In this guide I'll walk you through the concrete workflow: how to structure the management, where to bring in automation, how to use AI for copy production (without the emails sounding fake) and how much time you can realistically get back. No theory, just the process.

Illustration of a person at a desk while part of a clock's time is lifted away by gears, symbolizing the hours reclaimed in email marketing

Why email marketing eats up so many hours (and it's not your fault)

The most telling data point of recent years is about production time itself. In 2024, 62% of teams reported needing two weeks or more to produce a single email. In 2025, with AI entering the writing process, that figure dropped to 6%. It's not magic: the first draft, the part that has you staring at a blinking cursor, can now be handled by a machine.

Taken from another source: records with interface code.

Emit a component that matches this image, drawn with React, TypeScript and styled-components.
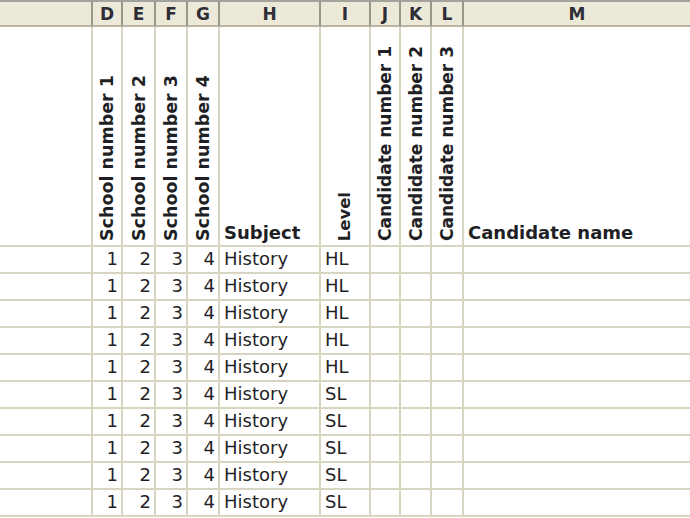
import React from 'react';
import styled, { createGlobalStyle } from 'styled-components';

const GlobalStyle = createGlobalStyle`
  html, body { margin: 0; padding: 0; background: #ffffff; overflow: hidden; }
  body { font-family: 'DejaVu Sans', 'Liberation Sans', sans-serif; color: #1f1f26; }
`;

const LINE = '#d8d4c2';

const Sheet = styled.div`
  display: grid;
  grid-template-columns: 93px 30px 33px 32px 32px 101px 50px 30px 31px 32px 1fr;
  grid-template-rows: 27px 220px repeat(10, 27px);
  width: 690px;
  height: 518px;
  overflow: hidden;
`;

const ColHeader = styled.div<{ $last?: boolean }>`
  box-sizing: border-box;
  background: #ece9d8;
  border-top: 2px solid #a3a29c;
  border-bottom: 2px solid #b9b6a4;
  border-right: ${(p) => (p.$last ? 'none' : '2px solid #9a978a')};
  display: flex;
  align-items: center;
  justify-content: center;
  font-size: 17px;
  font-weight: bold;
  color: #2e2e36;
  padding-top: 1px;
`;

const TitleCell = styled.div<{ $vertical?: boolean; $last?: boolean }>`
  box-sizing: border-box;
  border-right: ${(p) => (p.$last ? 'none' : `2px solid ${LINE}`)};
  border-bottom: 2px solid ${LINE};
  display: flex;
  align-items: flex-end;
  justify-content: ${(p) => (p.$vertical ? 'center' : 'flex-start')};
  padding: ${(p) => (p.$vertical ? '0 0 4px 0' : '0 0 1px 4px')};
  font-weight: bold;
  font-size: 18px;
  line-height: 22px;
  white-space: nowrap;
  overflow: hidden;
`;

const VerticalText = styled.span<{ $size: number }>`
  writing-mode: vertical-rl;
  transform: rotate(180deg);
  font-size: ${(p) => p.$size}px;
  line-height: 20px;
  white-space: nowrap;
`;

const DataCell = styled.div<{ $right?: boolean; $last?: boolean }>`
  box-sizing: border-box;
  border-right: ${(p) => (p.$last ? 'none' : `2px solid ${LINE}`)};
  border-bottom: 2px solid ${LINE};
  display: flex;
  align-items: flex-end;
  justify-content: ${(p) => (p.$right ? 'flex-end' : 'flex-start')};
  padding: ${(p) => (p.$right ? '0 3px 2px 0' : '0 0 2px 4px')};
  font-size: 18px;
  line-height: 22px;
  white-space: nowrap;
`;

const letters = ['', 'D', 'E', 'F', 'G', 'H', 'I', 'J', 'K', 'L', 'M'];

type Title = { text: string; vertical: boolean; size?: number };
const titles: Title[] = [
  { text: '', vertical: false },
  { text: 'School number 1', vertical: true, size: 17.5 },
  { text: 'School number 2', vertical: true, size: 17.5 },
  { text: 'School number 3', vertical: true, size: 17.5 },
  { text: 'School number 4', vertical: true, size: 17.5 },
  { text: 'Subject', vertical: false },
  { text: 'Level', vertical: true, size: 16.5 },
  { text: 'Candidate number 1', vertical: true, size: 17 },
  { text: 'Candidate number 2', vertical: true, size: 17 },
  { text: 'Candidate number 3', vertical: true, size: 17 },
  { text: 'Candidate name', vertical: false },
];

const levels = ['HL', 'HL', 'HL', 'HL', 'HL', 'SL', 'SL', 'SL', 'SL', 'SL'];

export default function App() {
  return (
    <>
      <GlobalStyle />
      <Sheet>
        {letters.map((l, i) => (
          <ColHeader key={`h${i}`} $last={i === letters.length - 1}>
            {l}
          </ColHeader>
        ))}
        {titles.map((t, i) => (
          <TitleCell key={`t${i}`} $vertical={t.vertical} $last={i === titles.length - 1}>
            {t.vertical ? <VerticalText $size={t.size ?? 17.5}>{t.text}</VerticalText> : t.text}
          </TitleCell>
        ))}
        {levels.map((lv, r) => (
          <React.Fragment key={`r${r}`}>
            <DataCell />
            <DataCell $right>1</DataCell>
            <DataCell $right>2</DataCell>
            <DataCell $right>3</DataCell>
            <DataCell $right>4</DataCell>
            <DataCell>History</DataCell>
            <DataCell>{lv}</DataCell>
            <DataCell />
            <DataCell />
            <DataCell />
            <DataCell $last />
          </React.Fragment>
        ))}
      </Sheet>
    </>
  );
}
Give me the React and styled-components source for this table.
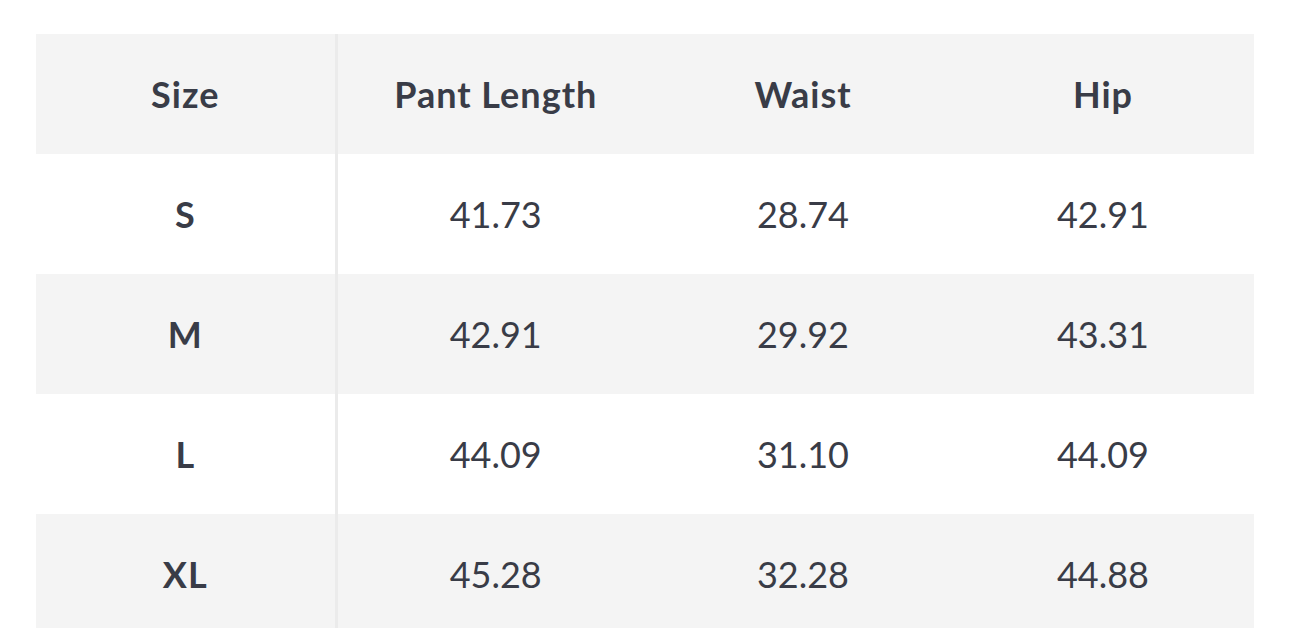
import React from "react";
import styled, { createGlobalStyle } from "styled-components";

const Global = createGlobalStyle`
  html, body { margin: 0; padding: 0; background: #ffffff; }
  body { font-family: Lato, "Open Sans", sans-serif; }
`;

const Wrap = styled.div`
  padding: 34px 36px 0 36px;
`;

const Table = styled.table`
  width: 1218px;
  border-collapse: collapse;
  table-layout: fixed;
  color: #393c47;
`;

const Row = styled.tr`
  background: ${(p) => (p.$shaded ? "#f4f4f4" : "#ffffff")};
`;

const Cell = styled.td`
  height: 120px;
  padding: 0;
  text-align: center;
  vertical-align: middle;
  font-size: 36px;
  font-weight: ${(p) => (p.$head ? 700 : 400)};
  letter-spacing: ${(p) => (p.$head ? "1px" : "0")};
  border-right: ${(p) => (p.$first ? "3px solid #ebebeb" : "none")};
  line-height: 1;
`;

const headers = ["Size", "Pant Length", "Waist", "Hip"];
const rows = [
  ["S", "41.73", "28.74", "42.91"],
  ["M", "42.91", "29.92", "43.31"],
  ["L", "44.09", "31.10", "44.09"],
  ["XL", "45.28", "32.28", "44.88"],
];
const widths = [300, 318, 298, 302];

export default function App() {
  return (
    <Wrap>
      <Global />
      <Table>
        <colgroup>
          {widths.map((w, i) => (
            <col key={i} style={{ width: w }} />
          ))}
        </colgroup>
        <thead>
          <Row $shaded>
            {headers.map((h, i) => (
              <Cell as="th" key={h} $head $first={i === 0}>
                {h}
              </Cell>
            ))}
          </Row>
        </thead>
        <tbody>
          {rows.map((r, ri) => (
            <Row key={r[0]} $shaded={ri % 2 === 1}>
              {r.map((v, i) => (
                <Cell key={i} $head={i === 0} $first={i === 0}>
                  {v}
                </Cell>
              ))}
            </Row>
          ))}
        </tbody>
      </Table>
    </Wrap>
  );
}
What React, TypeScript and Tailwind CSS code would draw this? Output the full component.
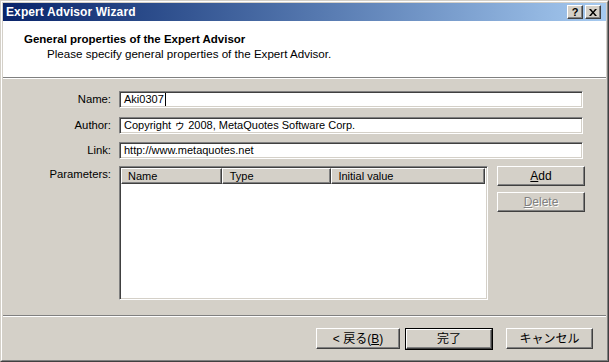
import React from "react";

const font = "font-['Liberation_Sans','Noto_Sans_CJK_JP',sans-serif]";

// raised 3d frame used by buttons and list headers
const raised =
  "border border-t-white border-l-white border-b-[#404040] border-r-[#404040] shadow-[inset_-1px_-1px_0_#808080,inset_1px_1px_0_#d4d0c8] bg-[#d4d0c8]";
// sunken frame for edits and list view
const sunken =
  "border border-t-[#808080] border-l-[#808080] border-b-white border-r-white shadow-[inset_1px_1px_0_#404040,inset_-1px_-1px_0_#d4d0c8] bg-white";

const Field = ({ label, value, caret }: { label: string; value: string; caret?: boolean }) => (
  <div className="flex items-center h-[17px]">
    <div className="w-[108px] text-right text-[11.3px] leading-[17px] text-black">{label}</div>
    <div className={`ml-[8px] w-[464px] h-[17px] flex items-center pl-[4px] text-[11px] leading-[15px] text-black ${sunken}`}>
      <span>{value}</span>
      {caret && <span className="inline-block w-[1px] h-[13px] bg-black ml-[1px]" />}
    </div>
  </div>
);

const App = () => {
  return (
    <div className={`w-[609px] h-[362px] ${font} bg-[#d4d0c8]`}>
      <div className="w-full h-full border border-t-[#d4d0c8] border-l-[#d4d0c8] border-b-[#404040] border-r-[#404040]">
        <div className="w-full h-full border border-t-white border-l-white border-b-[#808080] border-r-[#808080] p-[1px] flex flex-col">
          {/* title bar */}
          <div className="h-[18px] flex items-center justify-between bg-gradient-to-r from-[#0a246a] to-[#a6caf0] pl-[3px] pr-[5px]">
            <span className="text-white font-bold text-[12px] tracking-[0.1px]">Expert Advisor Wizard</span>
            <div className="flex gap-[2px]">
              <div className={`w-[16px] h-[14px] flex items-center justify-center text-[11px] font-bold leading-none ${raised}`}>?</div>
              <div className={`w-[16px] h-[14px] flex items-center justify-center ${raised}`}>
                <svg width="8" height="7" viewBox="0 0 8 7">
                  <path d="M0 0h2l2 2.5L6 0h2L5 3.5 8 7H6L4 4.5 2 7H0l3-3.5z" fill="black" />
                </svg>
              </div>
            </div>
          </div>

          {/* header */}
          <div className="h-[56px] bg-white pl-[21px] pt-[11px]">
            <div className="text-[11.5px] font-bold text-black leading-[14px]">General properties of the Expert Advisor</div>
            <div className="text-[11.6px] text-black leading-[14px] pl-[23px] mt-[1px]">Please specify general properties of the Expert Advisor.</div>
          </div>
          <div className="h-[1px] bg-[#808080]" />
          <div className="h-[1px] bg-white" />

          {/* body */}
          <div className="h-[236px] pt-[12px] flex flex-col">
            <Field label="Name:" value="Aki0307" caret />
            <div className="mt-[9px]">
              <Field label="Author:" value="Copyright ゥ 2008, MetaQuotes Software Corp." />
            </div>
            <div className="mt-[8px]">
              <Field label="Link:" value="http://www.metaquotes.net" />
            </div>
            <div className="mt-[7px] flex">
              <div className="w-[108px] text-right text-[11.3px] leading-[15px] text-black pt-[1px]">Parameters:</div>
              <div className={`ml-[8px] w-[369px] h-[134px] p-[1px] ${sunken}`}>
                <div className="flex h-[16px] w-[364px] text-[11px] text-black">
                  <div className={`w-[101px] pl-[6px] flex items-center ${raised}`}>Name</div>
                  <div className={`w-[110px] pl-[7px] flex items-center ${raised}`}>Type</div>
                  <div className={`w-[154px] pl-[6px] flex items-center ${raised}`}>Initial value</div>
                </div>
              </div>
              <div className="ml-[9px] flex flex-col gap-[6px]">
                <button className={`w-[88px] h-[20px] text-[12px] text-black flex items-center justify-center ${raised}`}>
                  <span><span className="underline">A</span>dd</span>
                </button>
                <button className={`w-[88px] h-[20px] text-[12px] text-[#808080] flex items-center justify-center [text-shadow:1px_1px_0_#fff] ${raised}`}>
                  <span><span className="underline">D</span>elete</span>
                </button>
              </div>
            </div>
          </div>

          <div className="h-[1px] bg-[#808080]" />
          <div className="h-[1px] bg-white" />

          {/* footer */}
          <div className="flex-1 pt-[11px] pl-[313px] flex items-start">
            <button className={`w-[84px] h-[21px] text-[12px] text-black flex items-center justify-center ${raised}`}>
              <span>&lt; 戻る(<span className="underline">B</span>)</span>
            </button>
            <div className="ml-[5px] w-[88px] h-[22px] border border-black">
              <button className={`w-full h-full text-[12px] text-black flex items-center justify-center ${raised}`}>完了</button>
            </div>
            <button className={`ml-[13px] w-[87px] h-[21px] text-[12px] text-black flex items-center justify-center ${raised}`}>キャンセル</button>
          </div>
        </div>
      </div>
    </div>
  );
};

export default App;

But writing is only one slice of the work. Break down a single campaign and the time spreads across different tasks:

  • Deciding the topic and angle (10-20 minutes when your ideas are clear, much longer when starting from scratch)
  • Writing the copy and subject line (45 minutes to two hours, the heaviest item)
  • Laying it out in the template (15-30 minutes between copy-pasting, images and links)
  • Choosing the recipient segment (5-30 minutes, depending on how organized your database is)
  • Final checks: links, typos, mobile preview, spam test (10-20 minutes)

Here's the thing: only part of these tasks actually needs your brain. Deciding the angle and reviewing the copy to make sure the message is right: that's strategy, and it stays yours. Everything else (producing the first draft, laying out, applying segments, running technical checks) is repetitive work you can hand off to tools. Smart email marketing management starts exactly from that distinction.

The principle that changes everything: automate production, not decisions

There's one rule worth printing out: automate production, not responsibility. AI can write, summarize, generate variants and clean up copy. It shouldn't decide your positioning, invent data you don't have, approve claims about your products, or replace the knowledge you have of your own customers.

In practice: AI prepares the draft in thirty seconds, you read it in five minutes and fix it up. The time you save is real, but the control stays yours. That's the difference between a company that uses AI well and one that ends up sending generic emails, the kind a customer spots as "written by a robot" from a mile away. If you want to know how to keep the human tone even with AI in the mix, we covered it in how to make emails feel more human with AI personalization.

With that principle in mind, let's look at the full workflow.

The 5-step management workflow for small teams

This is the process that lets one person manage a serious email calendar without drowning. The core idea: you make the high-value calls, the tools handle execution.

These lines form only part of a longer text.